This week Governor Roy Cooper announced that Durham muralist Cornelio Campos will be amongst six artists to be awarded the North Carolina Heritage Award in May of 2023.
Born in Cherán, in the region of Michoacán, Mexico, Campos is a self-taught artist based in Durham, North Carolina. Campos’s work draws on both the centuries-old traditions of Michoacán and his life in the United States to develop his own visual language as a painter and public muralist.
Campos has been featured on PBS NC, and in April of this year, the Durham County Main Library placed Campos’ mural “Wings of a Migrant Butterfly” on display in the space that houses the North Carolina Collection.
The mural, like much of Campos’ work, depicts themes of immigration.
“When they try to stop people from immigrating from one place to another, I think they are trying to stop something that comes naturally to human beings,” says Campos on the self-named website dedicated to his work. “Immigration is as natural for us as it is for the Monarch butterfly. I wish it could be that peaceful.”
Campos’ expressive, vibrant mural work has been showcased throughout Durham, most notably on the side of the Downtown Durham Convention Center, from a 2019 commission from the City of Durham.
“North Carolina’s traditional arts continue to reflect a unique sense of place and lived experiences of our diverse people,” Governor Cooper said in a press release. “I congratulate the 2023 recipients of the Heritage Award for their individual artistic accomplishments and for their commitments to the cultural life of our communities small and large, rural and urban.”
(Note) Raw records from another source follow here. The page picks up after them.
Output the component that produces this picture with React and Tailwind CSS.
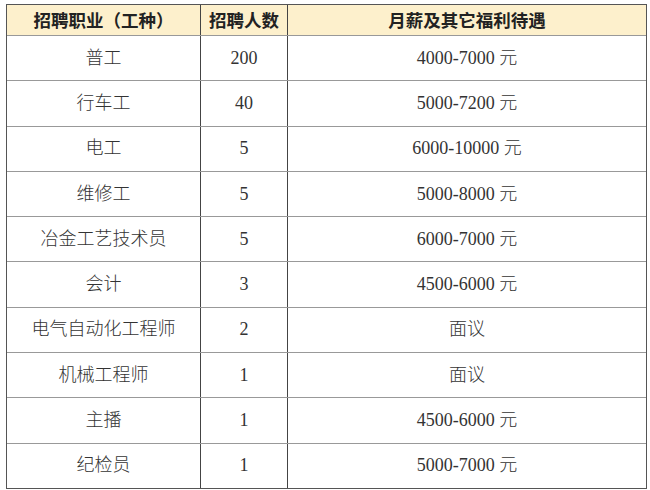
const rows = [
  ['普工', '200', '4000-7000 元'],
  ['行车工', '40', '5000-7200 元'],
  ['电工', '5', '6000-10000 元'],
  ['维修工', '5', '5000-8000 元'],
  ['冶金工艺技术员', '5', '6000-7000 元'],
  ['会计', '3', '4500-6000 元'],
  ['电气自动化工程师', '2', '面议'],
  ['机械工程师', '1', '面议'],
  ['主播', '1', '4500-6000 元'],
  ['纪检员', '1', '5000-7000 元'],
];

const App = () => {
  return (
    <div className="w-[650px] h-[490px] bg-white pt-[4px] pl-[6px]">
      <div className="w-[641px] border border-[#555]">
        <div className="grid grid-cols-[193px_87px_1fr] h-[30px] bg-[#fdf0cc] text-[17.5px] font-bold text-[#222] font-['Noto_Sans_CJK_SC',sans-serif]">
          <div className="flex items-center justify-center">招聘职业（工种）</div>
          <div className="flex items-center justify-center border-l border-[#444]">招聘人数</div>
          <div className="flex items-center justify-center border-l border-[#444]">月薪及其它福利待遇</div>
        </div>
        {rows.map((r, i) => (
          <div
            key={i}
            className="grid grid-cols-[193px_87px_1fr] h-[45.3px] border-t border-[#999] text-[18px] text-[#333] font-light font-['Liberation_Serif','Noto_Sans_CJK_SC',serif]"
          >
            <div className="flex items-center justify-center">{r[0]}</div>
            <div className="flex items-center justify-center border-l border-[#444]">{r[1]}</div>
            <div className="flex items-center justify-center border-l border-[#444]">{r[2]}</div>
          </div>
        ))}
      </div>
    </div>
  );
};

export default App;
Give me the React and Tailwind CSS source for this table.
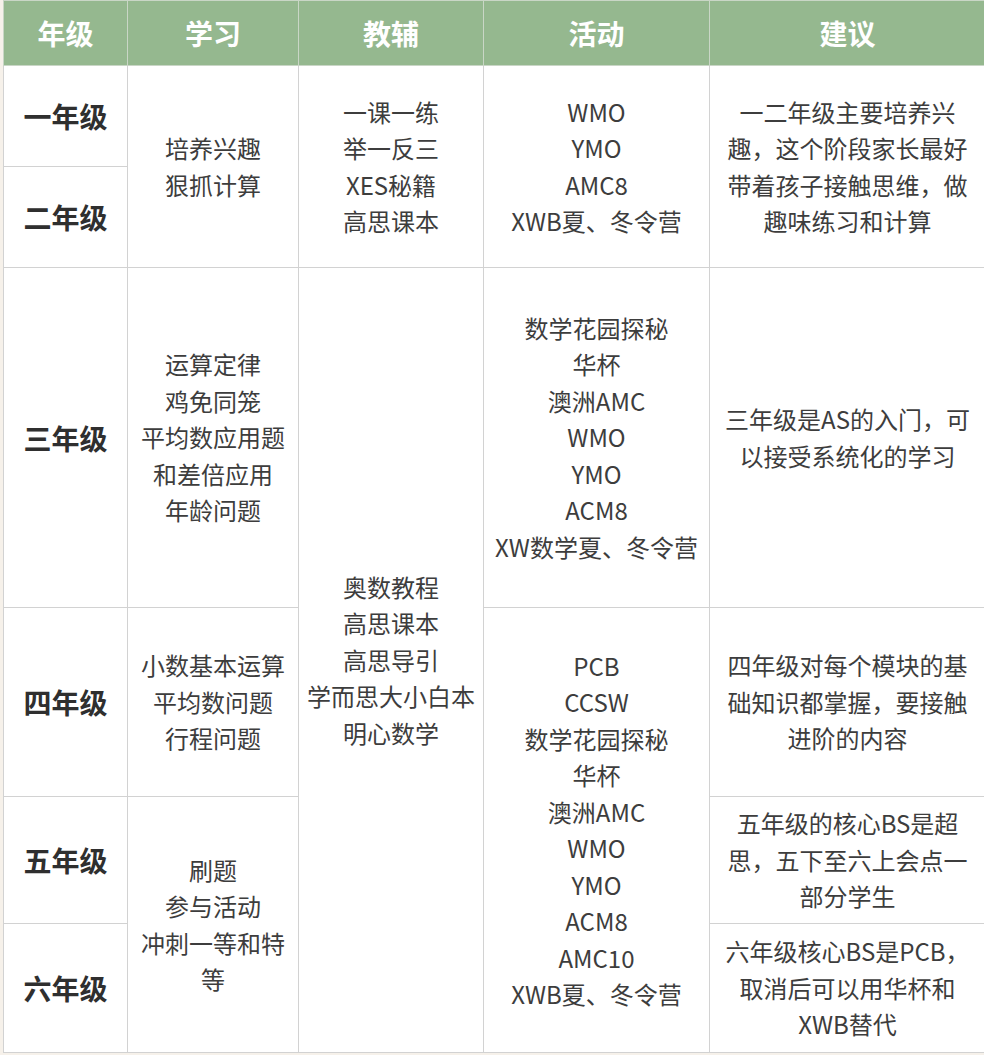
export default function App() {
    const head = ["年级", "学习", "教辅", "活动", "建议"];
    const td = "border border-[#d2d2d2] text-center align-middle px-2 text-[24px] leading-[36.5px] text-[#3d3d3d]";
    const grade = "border border-[#d2d2d2] text-center align-middle text-[28px] font-bold text-[#2f2f2f]";

    const lines = (arr) => arr.map((t, i) => <div key={i}>{t}</div>);

    return (
        <div
            className="w-[984px] h-[1055px] overflow-hidden bg-[#f6f1ea] pl-[3px]"
            style={{ fontFamily: '"Noto Sans CJK SC", "Noto Sans", sans-serif' }}
        >
            <table className="table-fixed border-collapse w-[982px] bg-white">
                <colgroup>
                    <col className="w-[124px]" />
                    <col className="w-[171px]" />
                    <col className="w-[185px]" />
                    <col className="w-[226px]" />
                    <col className="w-[276px]" />
                </colgroup>
                <thead>
                    <tr className="h-[65px] bg-[#95b88f]">
                        {head.map((h) => (
                            <th key={h} className="border border-[#c9d6c6] text-white text-[28px] font-bold text-center align-middle">
                                {h}
                            </th>
                        ))}
                    </tr>
                </thead>
                <tbody>
                    <tr className="h-[101px]">
                        <td className={grade}>一年级</td>
                        <td rowSpan={2} className={td}>{lines(["培养兴趣", "狠抓计算"])}</td>
                        <td rowSpan={2} className={td}>{lines(["一课一练", "举一反三", "XES秘籍", "高思课本"])}</td>
                        <td rowSpan={2} className={td}>{lines(["WMO", "YMO", "AMC8", "XWB夏、冬令营"])}</td>
                        <td rowSpan={2} className={td}>一二年级主要培养兴趣，这个阶段家长最好带着孩子接触思维，做趣味练习和计算</td>
                    </tr>
                    <tr className="h-[101px]">
                        <td className={grade}>二年级</td>
                    </tr>
                    <tr className="h-[340px]">
                        <td className={grade}>三年级</td>
                        <td className={td}>{lines(["运算定律", "鸡免同笼", "平均数应用题", "和差倍应用", "年龄问题"])}</td>
                        <td rowSpan={4} className={td}>{lines(["奥数教程", "高思课本", "高思导引", "学而思大小白本", "明心数学"])}</td>
                        <td className={td}>{lines(["数学花园探秘", "华杯", "澳洲AMC", "WMO", "YMO", "ACM8", "XW数学夏、冬令营"])}</td>
                        <td className={td}>三年级是AS的入门，可以接受系统化的学习</td>
                    </tr>
                    <tr className="h-[189px]">
                        <td className={grade}>四年级</td>
                        <td className={td}>{lines(["小数基本运算", "平均数问题", "行程问题"])}</td>
                        <td rowSpan={3} className={td}>{lines(["PCB", "CCSW", "数学花园探秘", "华杯", "澳洲AMC", "WMO", "YMO", "ACM8", "AMC10", "XWB夏、冬令营"])}</td>
                        <td className={td}>四年级对每个模块的基础知识都掌握，要接触进阶的内容</td>
                    </tr>
                    <tr className="h-[127px]">
                        <td className={grade}>五年级</td>
                        <td rowSpan={2} className={td}>{lines(["刷题", "参与活动", "冲刺一等和特等"])}</td>
                        <td className={td}>五年级的核心BS是超思，五下至六上会点一部分学生</td>
                    </tr>
                    <tr className="h-[129px]">
                        <td className={grade}>六年级</td>
                        <td className={td}>六年级核心BS是PCB，取消后可以用华杯和XWB替代</td>
                    </tr>
                </tbody>
            </table>
        </div>
    );
}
Each year the North Carolina Heritage Award has been given to six traditional artists for their contributions to the state’s cultural vitality, honoring over 130 artists since 1989. According to the press release, the five other Heritage Award recipients include “white oak basket maker Neal Thomas, Southern gospel and bluegrass musician Rhonda Gouge, champion old-time fiddler Richard Bowman, and Cherokee white-oak basket maker Louise Goings and her husband, the carver Butch Goings.” Recipients are nominated by their communities.
The 2023 Heritage Awards will be the first since the COVID-19 pandemic began.